Human settlement of the high Jura plateau was relatively late. The name of Le Locle, a small mountain village, does not appear until the Late Middle Ages, and that of the hamlet of La Chaux-de-Fonds not until even later. However, the two autonomous rural communities existed by the mid-17th century.
The birth of watchmaking at Le Locle is attributed to the semi-legendary figure of Daniel Jean-Richard, at the end of the 17th century, and then subsequently to other remarkable entrepreneurs of the 18th century. Technical watchmaking activity was then divided between rural workers, who were increasingly numerous, specialising in the making of a particular part. The parts were then brought together by the establisseur, who issued the orders. He assembled the basic movement of the watch in his own workshop in the village and finished it off, or if not sold the basic movement to a watchmaker from Geneva or Paris. Many craft specialities were necessary, but the division of labour meant that this was manageable and that the necessary labour force could be trained relatively rapidly.
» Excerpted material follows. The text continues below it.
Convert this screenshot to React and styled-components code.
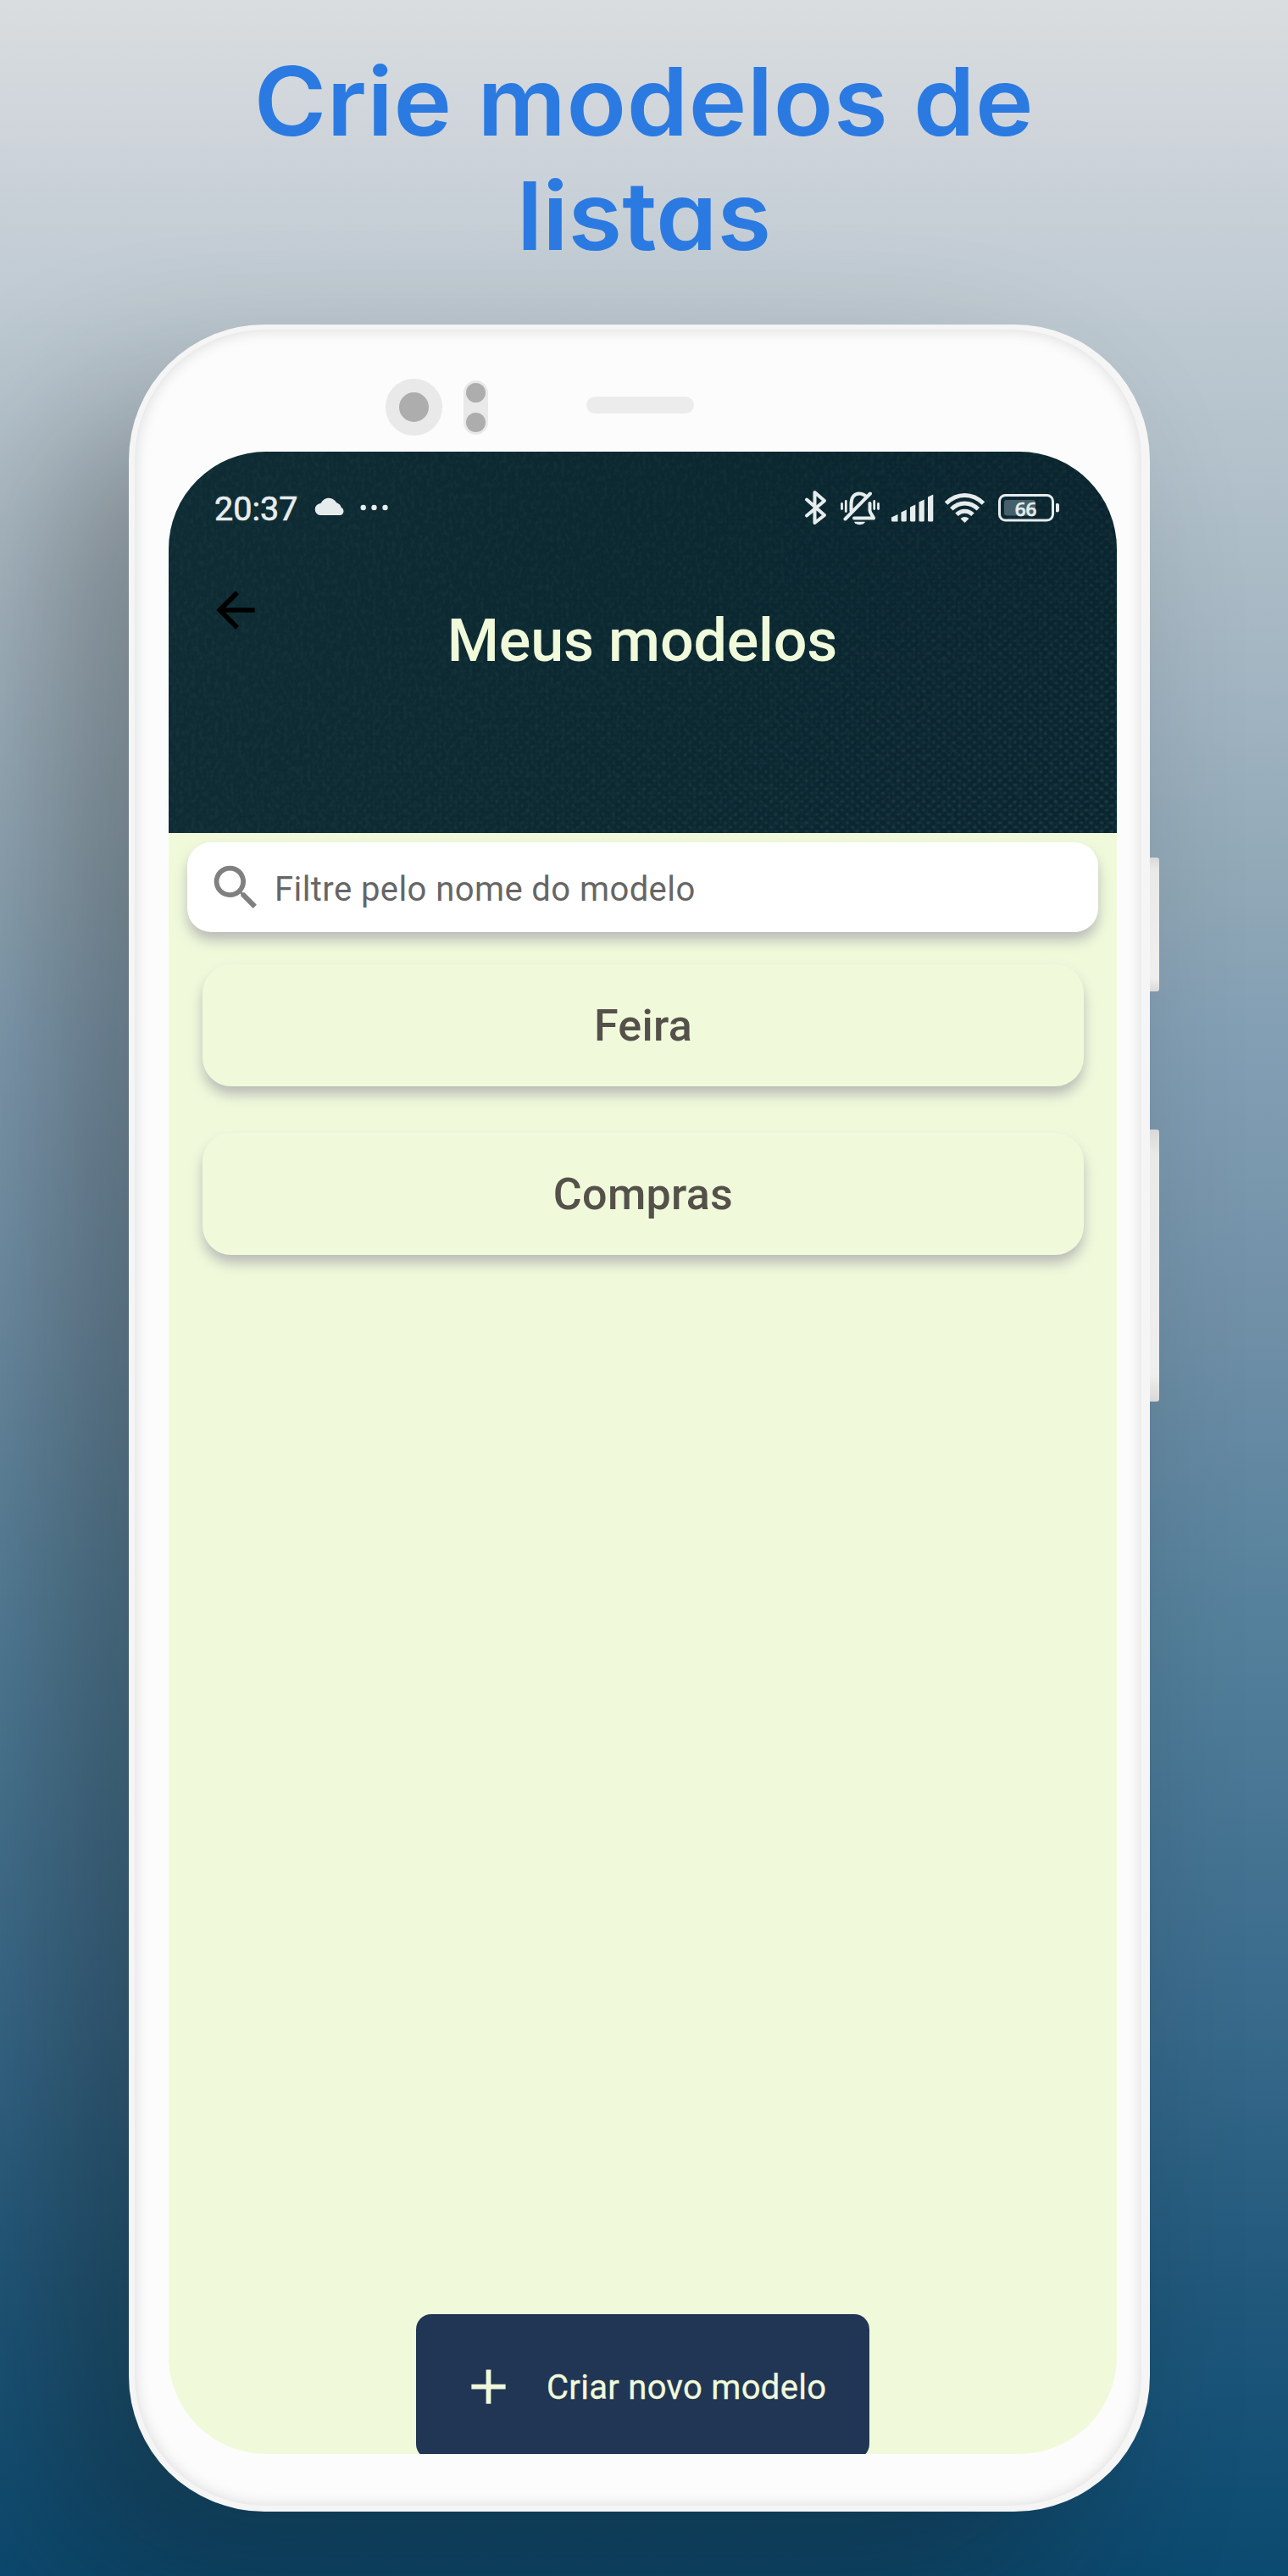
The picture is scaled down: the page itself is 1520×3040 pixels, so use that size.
import React from "react";
import styled, { createGlobalStyle, css } from "styled-components";

const Global = createGlobalStyle`
  * { box-sizing: border-box; }
  body { margin: 0; }
`;

const Poster = styled.main`
  width: 1520px;
  height: 3040px;
  overflow: hidden;
  display: flex;
  flex-direction: column;
  background: linear-gradient(180deg, #d9dddf 0%, #cbd2d9 6.5%, #bac7cf 14%, #a5b7c3 25%, #8fa7b6 35%, #839fb4 40%, #7090a7 51%, #54809b 63%, #396a8b 78%, #20587b 89%, #0b4a70 100%);
  font-family: Roboto, sans-serif;
`;

const Headline = styled.h1`
  margin: 0;
  height: 383px;
  padding-top: 52px;
  text-align: center;
  color: #2b7ae2;
  font: 600 112px/135px Inter, sans-serif;
  font-feature-settings: "cv11";
`;

const Line = styled.span`
  display: block;
  letter-spacing: ${(p) => p.$spacing}px;
  transform: scaleX(1.035);
`;

const Device = styled.div`
  display: flex;
  align-items: flex-start;
  margin-left: 152px;
`;

const Body = styled.div`
  width: 1205px;
  height: 2581px;
  flex: none;
  padding: 6px 10px 7px 7px;
  border-radius: 160px;
  background: #f5f5f5;
  box-shadow: -96px 98px 200px rgba(16, 12, 10, 0.32);
`;

const Bezel = styled.div`
  width: 1188px;
  height: 2568px;
  padding: 0 29px 0 40px;
  border-radius: 153px;
  background: #fcfcfc;
  box-shadow: inset 0 0 18px rgba(0, 0, 0, 0.14);
`;

const Sensors = styled.div`
  height: 144px;
  display: flex;
  align-items: flex-start;
  padding-left: 256px;
`;

const Lens = styled.div`
  width: 67px;
  height: 67px;
  margin-top: 58px;
  border-radius: 50%;
  border: 16px solid #e9e9e9;
  background: #adadad;
`;

const Flash = styled.div`
  width: 29px;
  height: 64px;
  margin: 60px 0 0 25px;
  padding: 3px;
  border-radius: 15px;
  background: #e9e9e9;
  display: flex;
  flex-direction: column;
  justify-content: space-between;
`;

const Dot = styled.i`
  width: 23px;
  height: 23px;
  border-radius: 50%;
  background: #adadad;
`;

const Speaker = styled.div`
  width: 127px;
  height: 20px;
  margin: 79px 0 0 116px;
  border-radius: 10px;
  background: #ececec;
`;

const Screen = styled.div`
  width: 1119px;
  height: 2363px;
  border-radius: 115px;
  overflow: hidden;
  background: #f0fadb;
  display: flex;
  flex-direction: column;
`;

const SideKeys = styled.div`
  position: relative;
  padding-top: 629px;
  display: flex;
  flex-direction: column;
  gap: 163px;
`;

const Key = styled.div`
  width: 11px;
  height: ${(p) => p.$height}px;
  border-radius: 0 3px 3px 0;
  background: linear-gradient(180deg, #d9d9d9, #e9e9e9 9%, #efefef 90%, #d9d9d9);
`;

const Header = styled.header`
  position: relative;
  isolation: isolate;
  height: 450px;
  flex: none;
  background: linear-gradient(100deg, #0f2c34, #0b2730 60%, #0a242e);

  &::before {
    content: "";
    position: absolute;
    inset: 0;
    z-index: -1;
    background:
      radial-gradient(ellipse 3.5px 2.6px at 3px 3px, rgba(80, 130, 135, 0.28), transparent),
      radial-gradient(ellipse 3.5px 2.6px at 9px 8px, rgba(80, 130, 135, 0.28), transparent);
    background-size: 12px 10px;
    mask-image: linear-gradient(150deg, rgba(0, 0, 0, 0.08) 35%, rgba(0, 0, 0, 0.35) 60%, #000 95%);
  }
`;

const Grain = styled.svg`
  position: absolute;
  inset: 0;
  z-index: -1;
  width: 100%;
  height: 100%;
  opacity: 0.045;
`;

const StatusBar = styled.div`
  height: 132px;
  padding: 0 67px 0 54px;
  display: flex;
  align-items: center;
  color: #e6eced;
`;

const Clock = styled.span`
  width: 118px;
  font-size: 39.5px;
  line-height: 48px;
  padding-top: 4px;
  -webkit-text-stroke: 0.7px currentColor;
`;

const StatusIcons = styled.div`
  margin-left: auto;
  display: flex;
`;

const TitleRow = styled.div`
  display: grid;
  grid-template-columns: 80px 1fr 80px;
  align-items: start;
  padding: 0 44px 0 43px;
`;

const BackIcon = styled.svg`
  width: 68px;
  height: 68px;
  margin-top: 21px;
  margin-left: 2px;
`;

const Title = styled.h2`
  margin: 49px 0 0;
  text-align: center;
  color: #f0fadb;
  font-size: 70px;
  line-height: 84px;
  font-weight: 500;
  letter-spacing: -0.15px;
  white-space: nowrap;
`;

const raised = css`
  box-shadow: 0 10px 16px -1px rgba(120, 112, 140, 0.48);
`;

const Search = styled.label`
  width: 1075px;
  height: 106px;
  flex: none;
  margin: 11px 0 38px 22px;
  padding-left: 23px;
  border-radius: 28px;
  background: #fff;
  display: flex;
  align-items: center;
  gap: 11px;
  color: #666;
  font-size: 40px;
  letter-spacing: 0.42px;
  ${raised}
`;

const Placeholder = styled.span`
  padding-top: 4px;
`;

const List = styled.div`
  padding: 0 39px 0 40px;
  display: flex;
  flex-direction: column;
  gap: 55px;
`;

const Card = styled.div`
  height: 144px;
  border-radius: 34px;
  background: #f0fadb;
  display: flex;
  align-items: center;
  justify-content: center;
  color: #55514a;
  font-size: 52px;
  font-weight: 500;
  letter-spacing: 0.3px;
  ${raised}
`;

const CreateButton = styled.button`
  width: 535px;
  height: 171px;
  flex: none;
  margin: auto 0 -6px 292px;
  padding: 0 0 0 51px;
  border: 0;
  border-radius: 18px;
  background: #213655;
  color: #f0fadb;
  display: flex;
  align-items: center;
  gap: 34px;
  font: 400 40px/48px Roboto, sans-serif;
  letter-spacing: 0.3px;
  -webkit-text-stroke: 0.3px currentColor;
`;

const ButtonLabel = styled.span`
  padding-top: 2px;
`;

function Cloud() {
  return (
    <svg width="90" height="32" viewBox="371 583 90 32" fill="currentColor">
      <path d="M378 608a7 7 0 0 1-.8-13.800c1.500-.2 1.700-.4 2-1.200a10 10 0 0 1 16.500-1.700c1 1.500 1.500 2.200 3 2.800a7 7 0 0 1 4 4.600 5 5 0 0 1-1 9.300z" />
      <circle cx="428.700" cy="599" r="3.200" />
      <circle cx="441.500" cy="599" r="3.200" />
      <circle cx="454.500" cy="599" r="3.200" />
    </svg>
  );
}

function SystemIcons() {
  return (
    <svg width="302" height="44" viewBox="949 577 302 44" fill="none" stroke="currentColor" strokeWidth="4" strokeLinecap="round" strokeLinejoin="round">
      <path d="M952 589.500L973 608l-11.500 9v-36L973 591l-21 17.500" />
      <path d="M1004.500 603v-8c0-8 3.500-12.500 9.500-12.500 3 0 5 .8 7 2.300M1027 582.500L997.500 612.500M1026.500 594v8.500c0 3 3.500 6 4.500 9h-23" />
      <path d="M993.500 594.500v6M998.300 591.500v12M1036.500 594.500v6M1031.700 591.500v9" strokeWidth="2.800" />
      <path d="M1008 615.800h13c-1.500 4.500-11.500 4.500-13 0z" fill="currentColor" stroke="none" />
      <g fill="currentColor" stroke="none">
        <path d="M1052 610.500l7.500-3.500v8.500h-6q-1.500 0-1.500-1.500z" />
        <path d="M1063.500 604.500l6.300-3v12.500q0 1.500-1.500 1.500h-3.300q-1.500 0-1.500-1.500z" />
        <path d="M1074 598.500l6.300-3v18.500q0 1.500-1.500 1.500h-3.300q-1.500 0-1.500-1.500z" />
        <path d="M1084.500 592.500l6.300-3v24.500q0 1.500-1.500 1.500h-3.300q-1.500 0-1.500-1.500z" />
        <path d="M1095 586.500l6.300-3v30.500q0 1.500-1.500 1.500h-3.300q-1.500 0-1.500-1.500z" />
      </g>
      <g strokeWidth="5" strokeLinecap="butt">
        <path d="M1116.500 594c13-12.800 31-12.800 44 0M1122.800 600.800c9.500-9 22-9 31.500 0M1129 607.300c5.500-5.500 13.500-5.500 19 0" />
      </g>
      <path d="M1133.500 612c3-2.800 7-2.800 10 0l-5 5z" fill="currentColor" stroke="none" />
      <rect x="1179.500" y="584.500" width="63" height="29.500" rx="7" strokeWidth="3" />
      <rect x="1185" y="590" width="37" height="18.500" rx="3" fill="#45606a" stroke="none" />
      <path d="M1246 594.500c3-1 4 0 4 2v5.500c0 2-1 3-4 2z" fill="currentColor" stroke="none" />
      <text x="1210.500" y="608.500" textAnchor="middle" fill="currentColor" stroke="currentColor" strokeWidth="0.700" fontFamily="Noto Sans, sans-serif" fontWeight="500" fontSize="22.500">66</text>
    </svg>
  );
}

export default function App() {
  return (
    <Poster>
      <Global />
      <Headline>
        <Line $spacing={0.6}>Crie modelos de</Line>
        <Line $spacing={0}>listas</Line>
      </Headline>
      <Device>
        <Body>
          <Bezel>
            <Sensors>
              <Lens />
              <Flash><Dot /><Dot /></Flash>
              <Speaker />
            </Sensors>
            <Screen>
              <Header>
                <Grain aria-hidden="true">
                  <filter id="grain">
                    <feTurbulence type="fractalNoise" baseFrequency="0.22 0.14" numOctaves="2" seed="4" />
                    <feColorMatrix values="0 0 0 0 0.3  0 0 0 0 0.5  0 0 0 0 0.52  3 0 0 0 -1.2" />
                  </filter>
                  <rect width="100%" height="100%" filter="url(#grain)" />
                </Grain>
                <StatusBar>
                  <Clock>20:37</Clock>
                  <Cloud />
                  <StatusIcons><SystemIcons /></StatusIcons>
                </StatusBar>
                <TitleRow>
                  <BackIcon viewBox="0 0 24 24" fill="#000">
                    <path d="M20 11H7.830l5.590-5.590L12 4l-8 8 8 8 1.410-1.410L7.830 13H20z" />
                  </BackIcon>
                  <Title>Meus modelos</Title>
                </TitleRow>
              </Header>
              <Search>
                <svg width="69" height="69" viewBox="0 0 24 24" fill="#808080">
                  <path d="M15.500 14h-.79l-.28-.27A6.470 6.470 0 0 0 16 9.500 6.500 6.500 0 1 0 9.500 16c1.610 0 3.090-.59 4.230-1.570l.27.28v.79l5 4.990L20.490 19zm-6 0C7.010 14 5 11.990 5 9.500S7.010 5 9.500 5 14 7.010 14 9.500 11.990 14 9.500 14z" />
                </svg>
                <Placeholder>Filtre pelo nome do modelo</Placeholder>
              </Search>
              <List>
                <Card>Feira</Card>
                <Card>Compras</Card>
              </List>
              <CreateButton>
                <svg width="69" height="69" viewBox="0 0 24 24" fill="currentColor">
                  <path d="M19 13h-6v6h-2v-6H5v-2h6V5h2v6h6z" />
                </svg>
                <ButtonLabel>Criar novo modelo</ButtonLabel>
              </CreateButton>
            </Screen>
          </Bezel>
        </Body>
        <SideKeys>
          <Key $height={158} />
          <Key $height={321} />
        </SideKeys>
      </Device>
    </Poster>
  );
}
In the 18th century, the Upper Jura farm was well adapted to this type of activity, which required a room, light, and the time made available by the long winter months. The establissage system at that time tended to be concentrated in the towns of Le Locle and La Chaux-de- Fonds, which were close to each other, and to become professionalised to meet the growing demand for watches. The town house permanently dedicated to watchmaking then took over from the farm. With two or three storeys and with an architecture that was sober and functional, a house of this type would accommodate several families of worker-craftsmen and their workshop rooms. This evolved into the vast colonies of rented accommodation in the second half of the 19th century. In 1870 some 90% of the Swiss watchmaking labour force consisted of home workers.
The fire of 1794 at La Chaux-de-Fonds and the fires at Le Locle in 1833 and 1844 made it possible to redesign the plans of these two watchmaking mountain towns in a more rational way, in order to make them into towns entirely dedicated to the development of watchmaking (see Description). The names of Moïse Perret-Gentil and in particular of the engineer Charles-Henri Junod are associated with these projects.
The urban population grew steadily from 1750 to 1830; there was then a considerable acceleration in urbanisation, particularly at La Chaux-de-Fonds between 1830 and World War I. The population of La Chaux-de-Fonds was then around 40,000 and that of Le Locle 13,000. The Industrial Revolution led to the building of a railway line between the two towns, in 1857, which was extended to Neuchâtel shortly afterwards. It fitted in well with the strip-based urban fabric. In addition to its transport function, the railway helped to strengthen earlier urban options and to encourage development along the axis of the valley. The town plans were extended, reinforced by the construction of a water supply system and a sewerage system; hygienic concerns were given priority. During the second part of the 19th century the watchmakers had to cope with various market pressures: an increase in output, the growing need for quality at a lower cost, and the shock of American competition based on another manufacturing business model. The Universal Exposition at Philadelphia in 1876 revealed the capacities of the new model. The production of fully interchangeable standardised parts, using sophisticated machine tools, provided an effective response to the new needs of the markets.
The watchmaking industry of the Neuchâtel mountains was the first in Europe to adapt to this competition. This led to the creation of integrated factories, or larger workshops in annexes to houses, but still in the pre-existing grid of streets. Not only did the Swiss watchmaking industry maintain its previous positions, it strengthened them, again dominating the world watch market.
The crisis of the 1930s left its mark on the region; the Swiss watchmaking industry coped thanks to a system of cartelisation under public control. Negative population growth occurred for the first time in the inter-war years, particularly at La Chaux-de-Fonds. There was then a substantial increase during the thirty years of post-war prosperity (1945-75), exceeding the previous record population levels of the early 20th century.
Another brutal change in the industrial system occurred in the 1970s, with the sudden arrival of quartz crystal and electronic techniques from foreign countries. This led to another drastic and rapid conversion of the manufacturing system, which after some difficult years again raised Swiss watchmaking to the position of unrivalled market leader. The number of watchmaking concerns is declining and populations are decreasing, but without a serious and irreversible crisis, as happens all too often in the industrial world.